Effects of bariatric surgery on morbidity and mortality in severe obesity

Int J Evid Based Healthc. 2009 Mar;7(1):43-8. doi: 10.1111/j.1744-1609.2009.00123.x.


Background Obesity is associated with premature mortality, particularly when very severe and/or complicated by significant co-morbidities such as diabetes mellitus, cardiovascular and respiratory disease. Conventional management of obesity, namely diet, exercise, behavioural modification and pharmacotherapy has limited and poorly sustained effects on weight loss and uncertain benefits for survival. Objectives We aimed to review the literature in to determine whether bariatric surgery for morbid obesity prolongs life.

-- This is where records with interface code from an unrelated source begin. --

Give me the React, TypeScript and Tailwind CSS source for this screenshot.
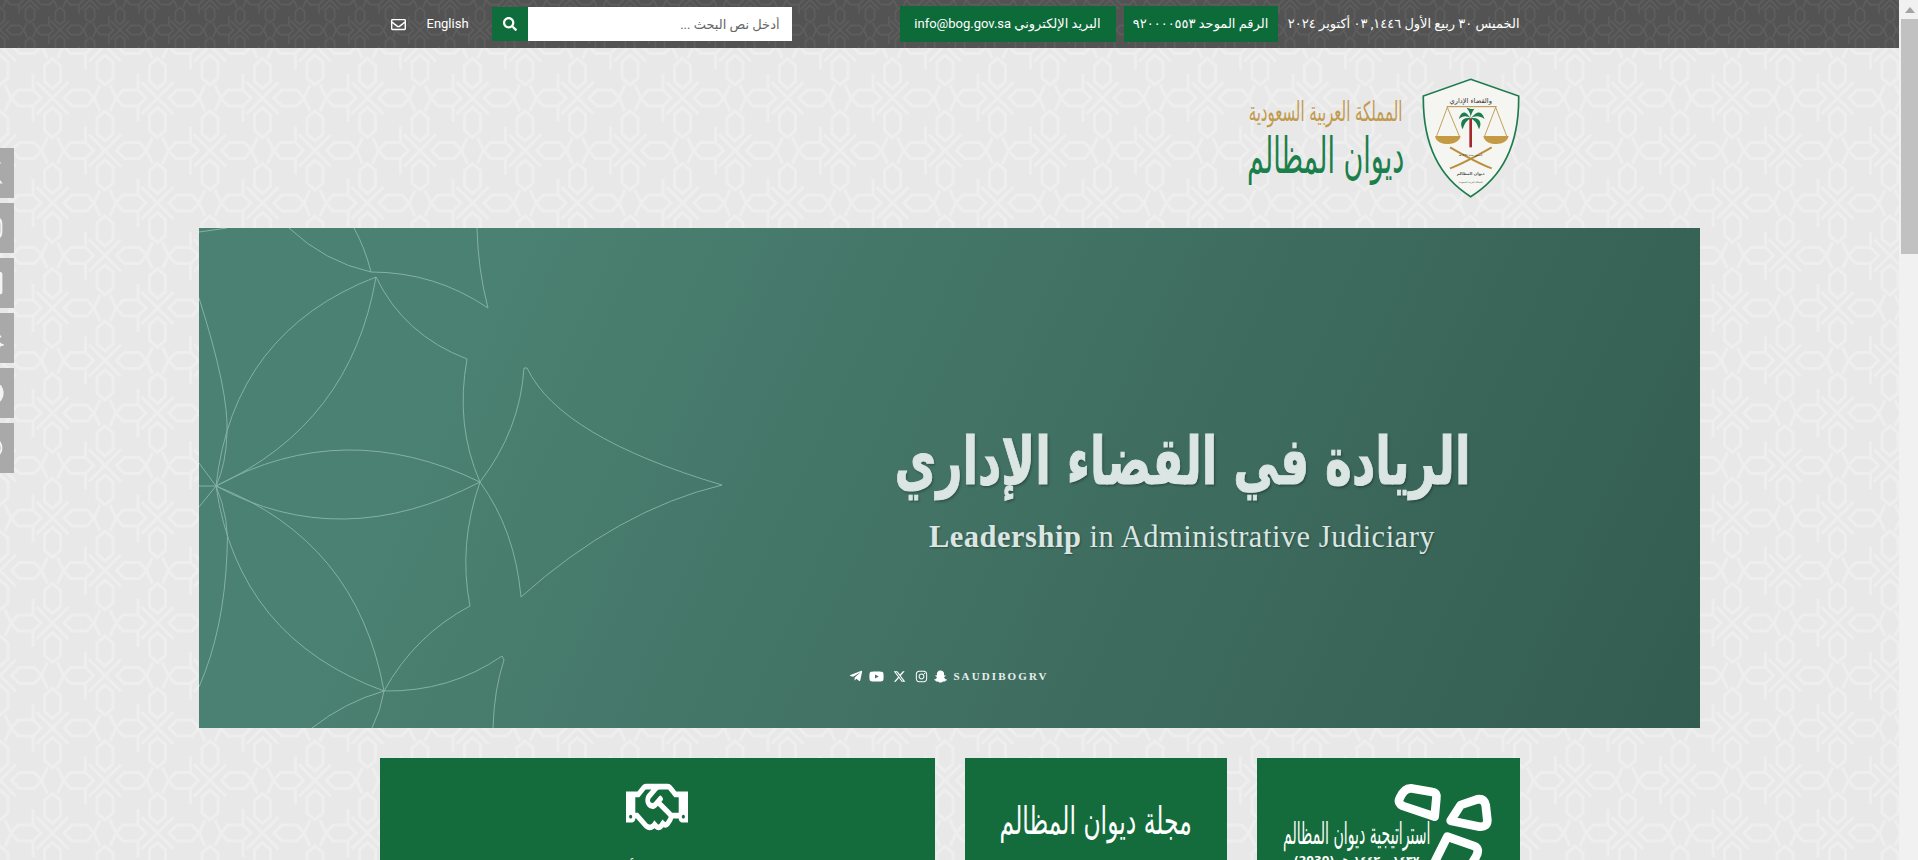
import React from "react";
import { FaRegHandshake, FaRegEnvelope, FaSearch, FaTelegramPlane, FaYoutube, FaInstagram, FaSnapchatGhost, FaWhatsapp, FaCircle, FaRegSquare } from "react-icons/fa";
import { FaXTwitter } from "react-icons/fa6";

function Tile({ id, line, bg, size, x = 0, y = 0 }: { id: string; line: string; bg: string; size: number; x?: number; y?: number }) {
  const star = (cx: number, cy: number, key: string) => (
    <g key={key} transform={`translate(${cx} ${cy})`}>
      <path d="M11 0L18 -8H33L41 0L33 8H18Z" />
      <path d="M-11 0L-18 -8H-33L-41 0L-33 8H-18Z" />
      <path d="M0 13L-8 20V36L0 43L8 36V20Z" />
      <path d="M0 -13L-8 -20V-36L0 -43L8 -36V-20Z" />
      <path d="M11 0L5 -13M11 0L5 13M-11 0L-5 -13M-11 0L-5 13" />
      <path d="M36.500 -16L68.500 16M68.500 -16L36.500 16" />
      <path d="M33 -8V-24M33 8V24" />
    </g>
  );
  return (
    <svg className="absolute inset-0 w-full h-full" aria-hidden="true">
      <defs>
        <pattern id={id} x={x} y={y} width={size} height={size} patternUnits="userSpaceOnUse" viewBox="0 0 105 105">
          <g fill="none" stroke={line} strokeWidth="3">
            {star(0, 0, "a")}
            {star(105, 0, "b")}
            {star(0, 105, "c")}
            {star(105, 105, "d")}
            {star(52.5, 52.5, "e")}
            {star(-52.5, 52.5, "f")}
            {star(52.5, -52.5, "g")}
          </g>
        </pattern>
      </defs>
      <rect width="100%" height="100%" fill={bg} />
      <rect width="100%" height="100%" fill={`url(#${id})`} />
    </svg>
  );
}

function Emblem() {
  return (
    <svg viewBox="577 54 292 360" className="w-[98px] h-[120px] shrink-0">
      <path d="M722 58L866 108C868 250 820 350 722 410C625 350 578 250 580 108Z" fill="#f5f5f1" stroke="#1d7c4e" strokeWidth="5" />
      <text x="722" y="128" textAnchor="middle" fontSize="20" fill="#333" fontFamily="DejaVu Sans">والقضاء الإداري</text>
      <path d="M650 140H800" stroke="#b98f3e" strokeWidth="3" />
      <path d="M652 142L620 228M652 142L688 228M797 142L764 228M797 142L830 228" stroke="#b98f3e" strokeWidth="2.500" fill="none" />
      <path d="M615 228H692C688 250 660 252 652 252C640 252 618 248 615 228Z" fill="#c49a45" />
      <path d="M760 228H836C832 250 805 252 797 252C785 252 763 248 760 228Z" fill="#c49a45" />
      <path d="M722 175V262" stroke="#a6272d" strokeWidth="8" />
      <path d="M722 175C700 140 690 165 686 178C700 165 712 168 722 175C690 170 690 195 698 208C705 185 715 180 722 175C750 140 760 165 764 178C748 165 732 168 722 175C755 170 755 195 747 208C740 185 730 180 722 175C722 155 712 148 710 143C722 147 735 150 734 143C732 150 722 160 722 175Z" fill="#1d7c4e" />
      <path d="M660 325C700 310 745 285 785 262" stroke="#b98f3e" strokeWidth="6" fill="none" />
      <path d="M785 325C745 310 700 285 660 262" stroke="#b98f3e" strokeWidth="6" fill="none" />
      <text x="722" y="288" textAnchor="middle" fontSize="9" fill="#333" fontFamily="DejaVu Sans">تأسس سنة ١٣٧٤هـ</text>
      <text x="722" y="345" textAnchor="middle" fontSize="12" fontWeight="700" fill="#555" fontFamily="DejaVu Sans">ديوان المظالم</text>
      <text x="722" y="368" textAnchor="middle" fontSize="7" fill="#555" fontFamily="DejaVu Sans">المملكة العربية السعودية</text>
    </svg>
  );
}

function LogoText() {
  return (
    <div className="w-[156px] flex flex-col items-center font-['DejaVu_Sans']">
      <div className="h-[30px] flex items-center justify-center">
        <span dir="rtl" className="shrink-0 text-[27px] leading-[30px] text-[#c19a4f] whitespace-nowrap scale-x-[0.555]">المملكة العربية السعودية</span>
      </div>
      <div className="h-[60px] -mt-[1px] flex items-center justify-center">
        <span dir="rtl" className="shrink-0 text-[50px] leading-[60px] text-[#1b7f4b] whitespace-nowrap scale-x-[0.54]">ديوان المظالم</span>
      </div>
    </div>
  );
}

function BannerLines() {
  return (
    <svg viewBox="199 228 1501 500" className="absolute inset-0 w-full h-full" aria-hidden="true">
      <g fill="none" stroke="#a9cfc3" strokeWidth="1" opacity="0.62">
        <path d="M216 486Q344 416 480 482Q341 554 216 486" />
        <path d="M216 486Q233 332 376 277Q351 424 216 486" />
        <path d="M216 486Q357 541 384 691Q238 638 216 486" />
        <path d="M199 298Q229 392 227 433Q226 465 216 486" />
        <path d="M216 486Q230 520 227 553Q224 630 199 687" />
        <path d="M376 277Q404 335 467 359Q455 425 480 482Q515 530 521 597" />
        <path d="M527 368Q560 437 722 485Q618 510 521 597" />
        <path d="M527 368H524Q520 430 480 482Q458 545 470 606Q415 635 384 691" />
        <path d="M384 691Q450 692 502 656L504 660Q494 690 493 728" />
        <path d="M371 272Q435 272 488 308Q478 270 477 228" />
        <path d="M371 272Q365 248 354 228M371 272Q325 262 289 228M384 691Q345 702 312 728M384 691Q381 710 372 728" />
        <path d="M199 232L227 228M216 486L199 463M216 486H199M216 486L199 507" />
      </g>
    </svg>
  );
}

const tabs = [FaXTwitter, FaInstagram, FaRegSquare, FaSnapchatGhost, FaCircle, FaWhatsapp];

function Petals() {
  return (
    <svg viewBox="-36 -36 786 330" className="absolute top-0 left-0 w-[262px] h-[110px]" aria-hidden="true">
      <g fill="none" stroke="#fff" strokeWidth="26" strokeLinejoin="round">
        <path d="M425 55L490 66Q505 68 502 85L497 140L402 108Q385 100 392 85Q405 55 425 55Z" />
        <path d="M575 105L625 88Q645 85 650 105L655 150Q655 172 632 170L545 152Z" />
        <path d="M535 200L615 228Q635 236 620 262L590 310Q575 330 550 320L510 300Q490 290 500 270Z" />
      </g>
    </svg>
  );
}

export default function App() {
  return (
    <div className="flex h-[860px] w-[1918px] overflow-hidden font-[Roboto,'DejaVu_Sans',sans-serif]">
      <div className="relative w-[1899px] h-[860px] overflow-hidden">
        <Tile id="pg" line="#eeeeee" bg="#e8e8e8" size={105} y={-7} />

        <div className="relative">
          <header className="relative h-[48px] overflow-hidden">
            <Tile id="tb" line="#5d5d5d" bg="#535353" size={60} />
            <div dir="rtl" className="relative mx-auto w-[1140px] h-full flex items-center justify-between">
              <div className="flex items-center text-white text-[13px]">
                <span className="w-[232px] ml-[10px] whitespace-nowrap">الخميس ٣٠ ربيع الأول ١٤٤٦, ٠٣ أكتوبر ٢٠٢٤</span>
                <span className="h-[36px] w-[154px] ml-[8px] bg-[#0d6b3a] flex items-center justify-center whitespace-nowrap">الرقم الموحد ٩٢٠٠٠٠٥٥٣</span>
                <span className="h-[36px] w-[216px] bg-[#0d6b3a] flex items-center justify-center whitespace-nowrap">البريد الإلكتروني info@bog.gov.sa</span>
              </div>
              <div className="flex items-center text-white text-[13px] ml-[11px]">
                <input dir="rtl" placeholder="أدخل نص البحث ..." className="h-[34px] w-[264px] bg-white px-3 text-[13px] text-[#555] placeholder:text-[#666] outline-none" />
                <span className="h-[34px] w-[36px] bg-[#0f6c3b] flex items-center justify-center"><FaSearch className="w-[14px] h-[14px]" /></span>
                <span dir="ltr" className="mr-[23px] ml-[21px]">English</span>
                <FaRegEnvelope className="w-[15px] h-[15px]" />
              </div>
            </div>
          </header>

          <div dir="rtl" className="mx-auto w-[1140px] h-[180px] pt-[30px] flex items-start gap-[18px]">
            <Emblem />
            <div className="pt-[19px]"><LogoText /></div>
          </div>

          <section className="relative mx-auto w-[1501px] h-[500px] overflow-hidden bg-[linear-gradient(115deg,#4b8172_18%,#335c50_100%)]">
            <BannerLines />
            <div className="relative flex flex-col items-center w-[700px] ml-[633px] pt-[190px]">
              <h1 dir="rtl" className="shrink-0 text-[66px] leading-[88px] font-bold text-[#dbe6e3] whitespace-nowrap scale-x-[0.69] [-webkit-text-stroke:1px_#dbe6e3] [text-shadow:2px_2px_3px_rgba(0,0,0,0.3)] font-['DejaVu_Sans']">الريادة في القضاء الإداري</h1>
              <p className="mt-[13px] text-[30.500px] leading-[36px] text-[#dbe6e3] whitespace-nowrap tracking-[0.5px] [text-shadow:1px_1px_2px_rgba(0,0,0,0.3)] font-['Liberation_Serif']"><b>Leadership</b> in Administrative Judiciary</p>
              <div className="mt-[113px] mr-[466px] flex items-center gap-[6px] text-white">
                <FaTelegramPlane className="w-[14px] h-[14px]" />
                <FaYoutube className="w-[15px] h-[15px]" />
                <FaXTwitter className="w-[13px] h-[13px] ml-[3px]" />
                <FaInstagram className="w-[13px] h-[13px] ml-[3px]" />
                <FaSnapchatGhost className="w-[13px] h-[13px]" />
                <span className="text-[11px] font-bold tracking-[2.1px] font-['Liberation_Serif'] text-[#e6eeeb]">SAUDIBOGRV</span>
              </div>
            </div>
          </section>

          <div dir="rtl" className="mx-auto w-[1140px] mt-[30px] grid grid-cols-4 gap-[30px]">
            <div className="relative h-[260px] bg-[#146c3c] font-['DejaVu_Sans'] text-white">
              <Petals />
              <div className="absolute top-[60px] right-[90px] w-[146px] h-[32px] flex items-center justify-center">
                <span dir="rtl" className="shrink-0 text-[30px] leading-[32px] whitespace-nowrap scale-x-[0.47]">استراتيجية ديوان المظالم</span>
              </div>
              <div className="absolute top-[96px] right-[90px] w-[146px] h-[14px] flex items-center justify-center">
                <span dir="rtl" className="shrink-0 text-[11px] font-bold leading-[14px] whitespace-nowrap">١٤٣٧ - ١٤٤٢ هـ (2030)</span>
              </div>
            </div>
            <div className="h-[260px] bg-[#146c3c] flex flex-col items-center pt-[38px] font-['DejaVu_Sans']">
              <div className="h-[50px] flex items-center justify-center">
                <span dir="rtl" className="shrink-0 text-[38px] leading-[50px] text-white whitespace-nowrap scale-x-[0.617]">مجلة ديوان المظالم</span>
              </div>
            </div>
            <div className="col-span-2 h-[260px] bg-[#146c3c] flex flex-col items-center text-white pt-[24px]">
              <FaRegHandshake className="w-[62px] h-[50px] scale-y-[1.25]" />
              <span className="mt-[24px] text-[17px] leading-[24px]">الشراكات والأنشطة</span>
            </div>
          </div>
        </div>

        <div className="absolute left-0 top-[148px] flex flex-col gap-[5px]">
          {tabs.map((Icon, i) => (
            <div key={i} className="w-[14px] h-[50px] bg-[#a9a9a9] overflow-hidden flex items-center justify-end">
              <Icon className="w-[26px] h-[26px] shrink-0 text-[#f4f4f4] mr-[10px]" />
            </div>
          ))}
        </div>
      </div>

      <div className="w-[19px] h-[860px] bg-[#f1f1f1] flex flex-col shrink-0">
        <div className="h-[19px] flex items-center justify-center pl-[2px]">
          <svg viewBox="0 0 10 6" className="w-[10px] h-[6px]"><path d="M5 0L10 6H0Z" fill="#a3a3a3" /></svg>
        </div>
        <div className="ml-[2px] h-[235px] bg-[#c1c1c1]" />
      </div>
    </div>
  );
}
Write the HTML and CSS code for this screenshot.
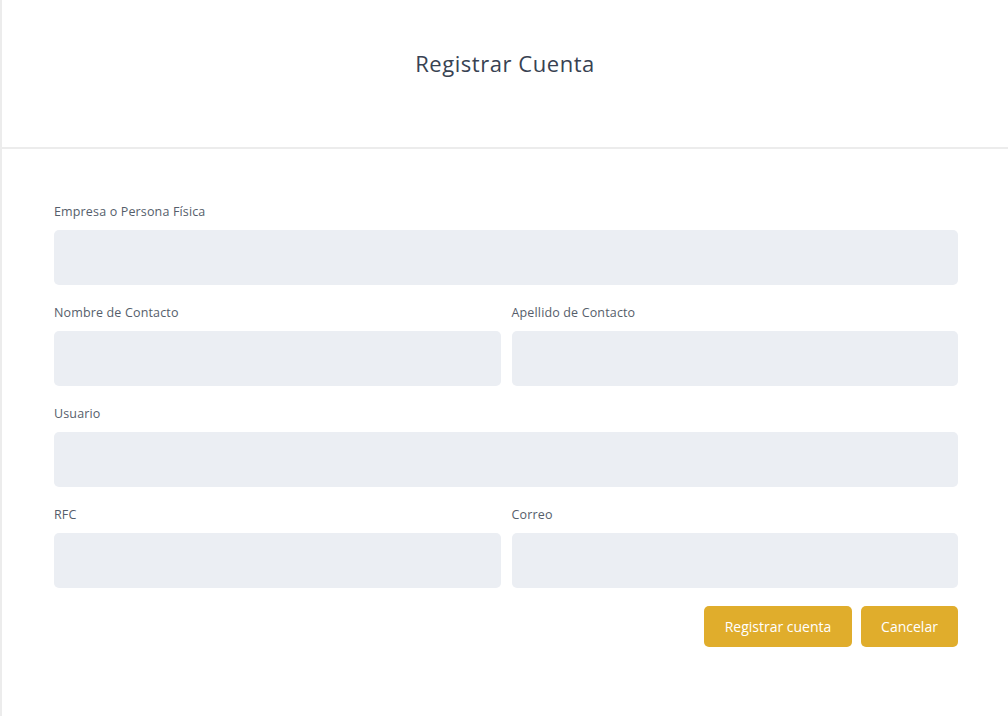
FILE: index.html
```html
<!DOCTYPE html>
<html lang="es">
<head>
<meta charset="utf-8">
<title>Registrar Cuenta</title>
<link rel="stylesheet" href="styles.css">
</head>
<body>
<div class="page">
  <header class="header">
    <h1 class="title">Registrar Cuenta</h1>
  </header>
  <form class="form">
    <div class="row">
      <div class="field">
        <label class="label">Empresa o Persona Física</label>
        <input class="input" type="text">
      </div>
    </div>
    <div class="row two">
      <div class="field">
        <label class="label">Nombre de Contacto</label>
        <input class="input" type="text">
      </div>
      <div class="field">
        <label class="label">Apellido de Contacto</label>
        <input class="input" type="text">
      </div>
    </div>
    <div class="row">
      <div class="field">
        <label class="label">Usuario</label>
        <input class="input" type="text">
      </div>
    </div>
    <div class="row two">
      <div class="field">
        <label class="label">RFC</label>
        <input class="input" type="text">
      </div>
      <div class="field">
        <label class="label">Correo</label>
        <input class="input" type="text">
      </div>
    </div>
    <div class="actions">
      <button type="button" class="btn btn-wide">Registrar cuenta</button>
      <button type="button" class="btn">Cancelar</button>
    </div>
  </form>
</div>
</body>
</html>
```
FILE: styles.css
```css
* { box-sizing: border-box; }
html, body { margin: 0; padding: 0; background: #ffffff; }
body {
  font-family: "Open Sans", "Liberation Sans", sans-serif;
  color: #3b4452;
}
.page {
  min-height: 716px;
  border-left: 2px solid #ececec;
}
.header {
  height: 149px;
  border-bottom: 2px solid #ececec;
  padding-top: 48px;
  text-align: center;
}
.title {
  margin: 0;
  font-size: 22px;
  line-height: 30px;
  font-weight: 400;
  color: #384252;
  letter-spacing: 0.55px;
}
.form {
  padding: 52px 50px 0 52px;
  display: flex;
  flex-direction: column;
  gap: 17px;
}
.row {
  display: grid;
  grid-template-columns: 1fr;
  gap: 11px;
}
.row.two { grid-template-columns: 1fr 1fr; }
.field {
  display: flex;
  flex-direction: column;
  gap: 8px;
}
.label {
  font-size: 12.5px;
  line-height: 20px;
  padding-top: 1px;
  color: #565e6b;
  letter-spacing: 0.15px;
}
.input {
  height: 55px;
  border: none;
  border-radius: 5px;
  background: #ebeef3;
  font: inherit;
  padding: 0 12px;
  outline: none;
}
.actions {
  display: flex;
  justify-content: flex-end;
  gap: 9px;
  margin-top: 1px;
}
.btn {
  height: 41px;
  border: none;
  border-radius: 5px;
  background: #e0ad2c;
  color: #ffffff;
  font-family: inherit;
  font-size: 14px;
  font-weight: 500;
  padding: 0;
  width: 97px;
  white-space: nowrap;
  cursor: pointer;
}
.btn.btn-wide { width: 148px; }
```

Search Strategy A Search was conducted of data bases including Medline, Cochrane library, and Science Direct. Results Bariatric surgery produces significant and sustained weight loss. Greater weight loss occurs with procedures that have both a restrictive and malabsorptive component. In addition to resolution of, or at least improvement in co-morbidities and enhanced quality of life, six studies provide compelling evidence that bariatric surgery significantly prolongs life, an effect which is most marked in diabetics and predominantly attributable to reductions in death due to cardiovascular causes and cancer. Conclusion Taken together, the cost, quality of life, and survival benefits provide a compelling argument for the provision of bariatric surgery as a management strategy of choice for severe obesity, particularly when associated with diabetes mellitus, or other factors conferring a significant cardiovascular risk. The optimal procedure and strategy for patient selection remains to be determined.